How Agent Role Structure Alters Operating Characteristics of Large Language Model Clinical Classifiers: A Comparative Study of Specialist and Deliberative Multi-Agent Protocols
Journal:
medRxiv
Published Date:
Feb 24, 2026
Abstract
Large language models (LLMs) are increasingly evaluated for structured clinical decision support tasks, often using multi-agent architectures. Prior work has compared single-agent and multi-agent inference. However, the effect of internal role structure within multi-agent systems on classification behavior remains underexplored. We evaluate two multi-agent prompting protocols, implemented as deterministic Directed Acyclic Graph (DAG) systems, a Generic Deliberative (GD) protocol and a Feature-Specialist (FS) protocol, on tabular clinical heart disease data from the UCI Cleveland dataset. Structured variables are rendered into primarily text-based feature descriptions while preserving clinically relevant numeric values. The two protocols differ only in their prompt-level role decomposition and information routing, while base model, model weights, deterministic decoding with temperature set to 0, computational budget, and aggregation logic are held constant. The results show systematic differences in predictive behavior attributable solely to prompt-level role structure. The FS protocol improves overall accuracy by 0.07 and macro-F1 by 0.06. However, this improvement is accompanied by a marked operating-point shift in which specificity increases by 0.22 while sensitivity decreases by 0.13, with corresponding redistribution of class-wise precision.
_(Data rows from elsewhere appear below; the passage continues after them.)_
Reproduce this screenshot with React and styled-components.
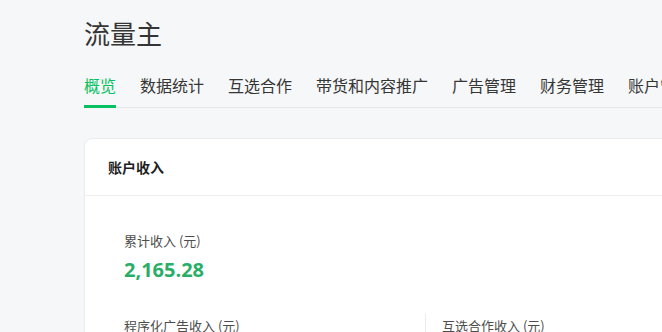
import React from 'react';
import styled, { createGlobalStyle } from 'styled-components';

const GlobalStyle = createGlobalStyle`
  html, body {
    margin: 0;
    padding: 0;
    background: #f6f7f8;
    overflow: hidden;
  }
  body {
    font-family: "Noto Sans CJK SC", "Noto Sans", sans-serif;
    color: #353535;
  }
`;

const Page = styled.div`
  width: 1100px;
  padding: 13px 0 0 84px;
`;

const Title = styled.h1`
  margin: 0;
  font-size: 26px;
  line-height: 40px;
  font-weight: 400;
  color: #353535;
`;

const TabBar = styled.div`
  display: flex;
  gap: 24px;
  margin-top: 20px;
  border-bottom: 1px solid #e5e6e7;
`;

const Tab = styled.div`
  position: relative;
  font-size: 16px;
  line-height: 24px;
  padding-bottom: 10px;
  white-space: nowrap;
  color: ${p => (p.active ? '#07c160' : '#353535')};

  &::after {
    content: '';
    display: ${p => (p.active ? 'block' : 'none')};
    position: absolute;
    left: 0;
    right: 0;
    bottom: -1px;
    height: 3px;
    background: #07c160;
  }
`;

const Card = styled.div`
  margin-top: 30px;
  background: #fff;
  border: 1px solid #ebebeb;
  border-radius: 8px;
`;

const CardHeader = styled.div`
  height: 56px;
  display: flex;
  align-items: center;
  padding-left: 23px;
  font-size: 14px;
  font-weight: 700;
  color: #1f1f1f;
  border-bottom: 1px solid #eeeeee;
`;

const CardBody = styled.div`
  padding: 35px 0 0 39px;
`;

const Label = styled.div`
  font-size: 13px;
  line-height: 20px;
  color: #4d4d4d;
`;

const Amount = styled.div`
  margin-top: 5px;
  font-size: 20px;
  line-height: 28px;
  font-weight: 700;
  color: #2aae67;
  font-family: "Open Sans", "Noto Sans", sans-serif;
`;

const Columns = styled.div`
  display: flex;
  margin-top: 30px;
`;

const Column = styled.div`
  width: ${p => (p.first ? '301px' : '300px')};
  padding-left: ${p => (p.first ? '0' : '16px')};
  border-left: ${p => (p.first ? 'none' : '1px solid #ececec')};
  padding-top: 2px;
`;

const tabs = ['概览', '数据统计', '互选合作', '带货和内容推广', '广告管理', '财务管理', '账户管理'];

export default function App() {
  return (
    <>
      <GlobalStyle />
      <Page>
        <Title>流量主</Title>
        <TabBar>
          {tabs.map((t, i) => (
            <Tab key={t} active={i === 0}>{t}</Tab>
          ))}
        </TabBar>
        <Card>
          <CardHeader>账户收入</CardHeader>
          <CardBody>
            <Label>累计收入 (元)</Label>
            <Amount>2,165.28</Amount>
            <Columns>
              <Column first>
                <Label>程序化广告收入 (元)</Label>
                <Amount>1,820.46</Amount>
              </Column>
              <Column>
                <Label>互选合作收入 (元)</Label>
                <Amount>344.82</Amount>
              </Column>
            </Columns>
          </CardBody>
        </Card>
      </Page>
    </>
  );
}
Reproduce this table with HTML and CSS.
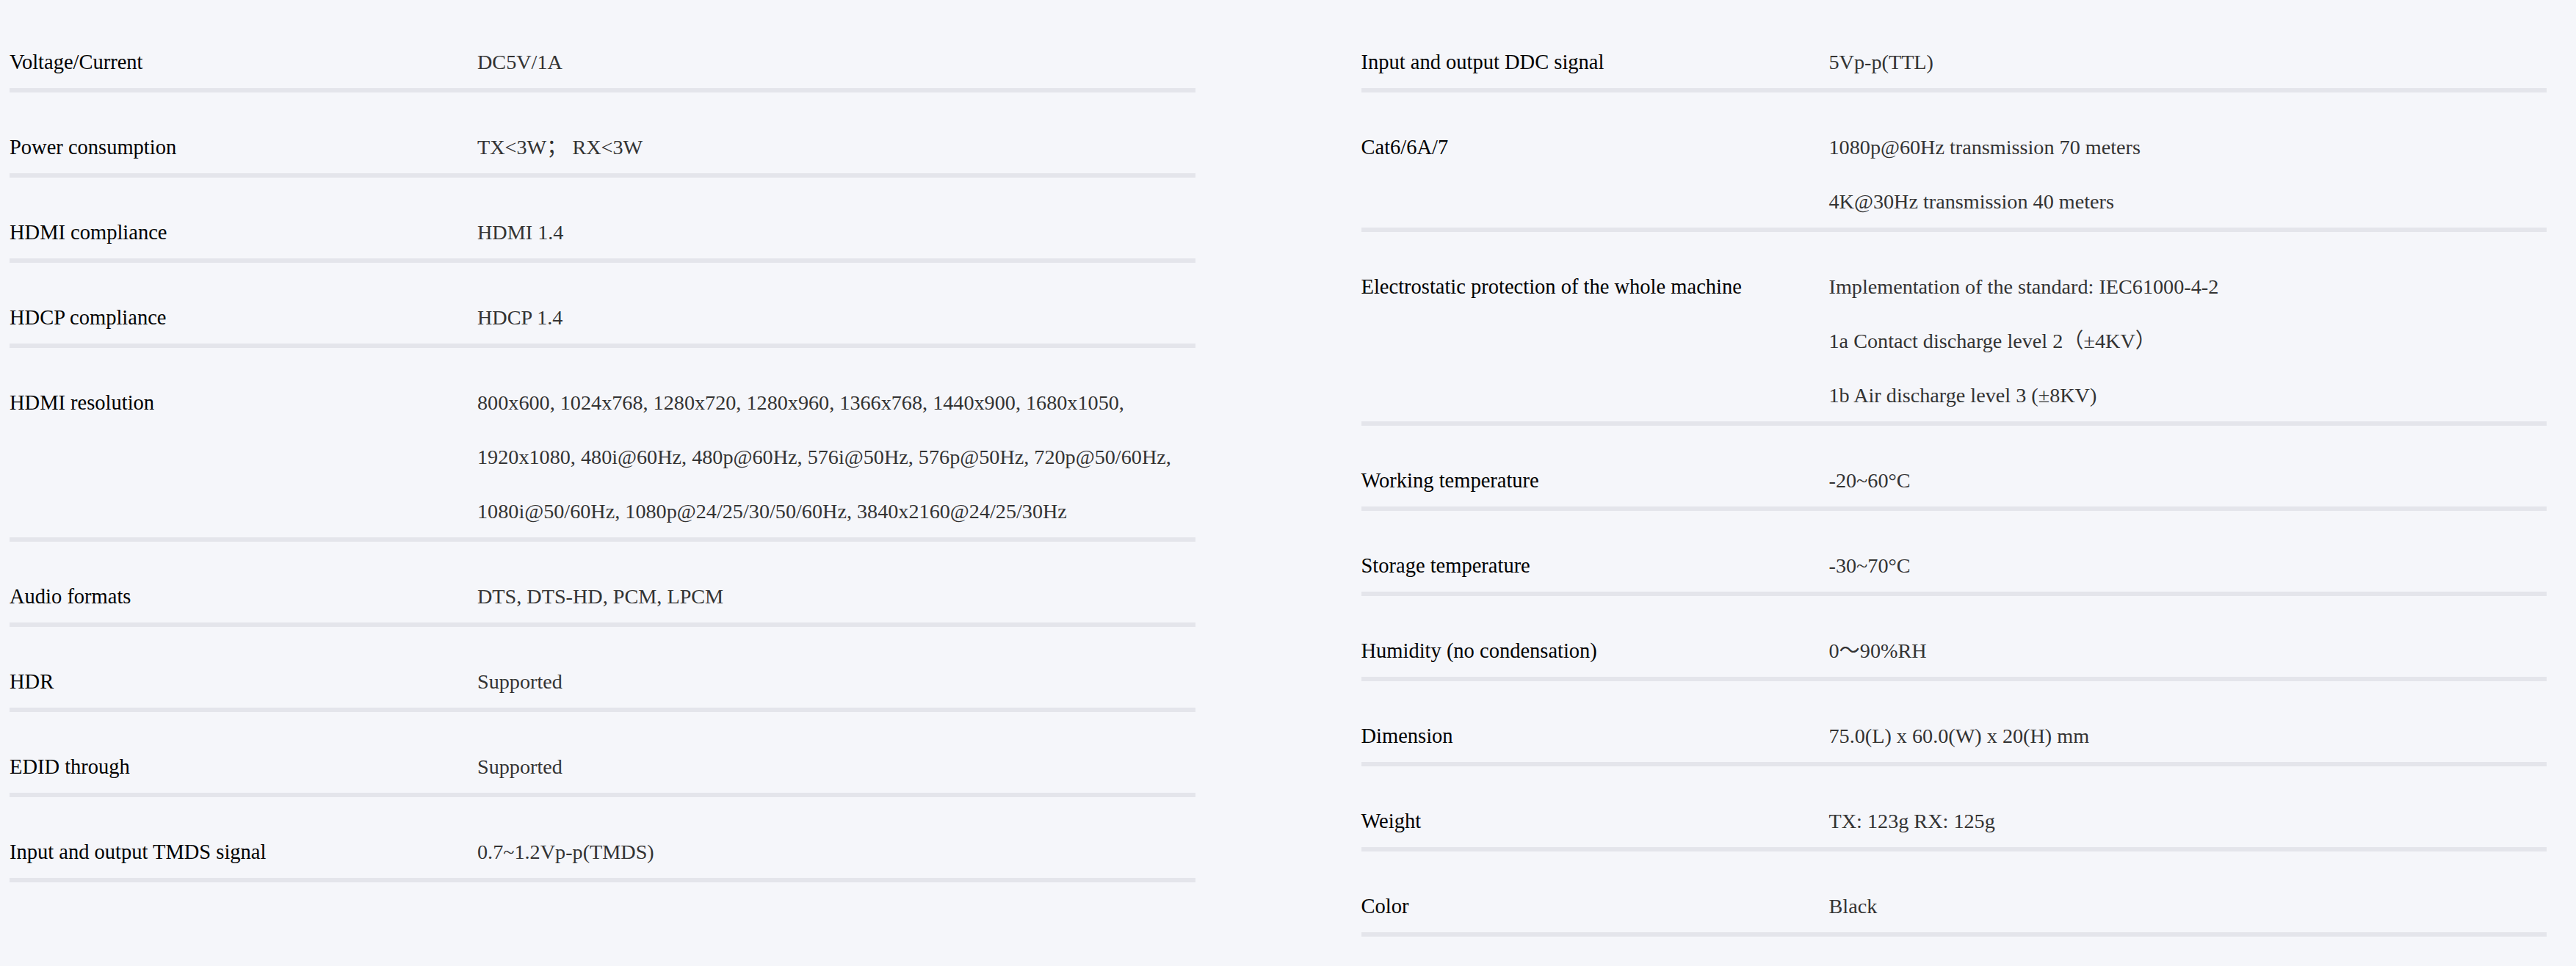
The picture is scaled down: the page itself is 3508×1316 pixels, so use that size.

Notably, the increase in specificity corresponds to a reduction in false positive classifications, indicating decreased over-diagnosis under the FS configuration. These findings indicate that multi-agent role decomposition introduces a structured inductive bias in deterministic LLM-based classification. Prompt protocol and agent role design should therefore be regarded as core modeling decisions, as they show measurable influence on performance tradeoffs, particularly in safety-sensitive deployment contexts.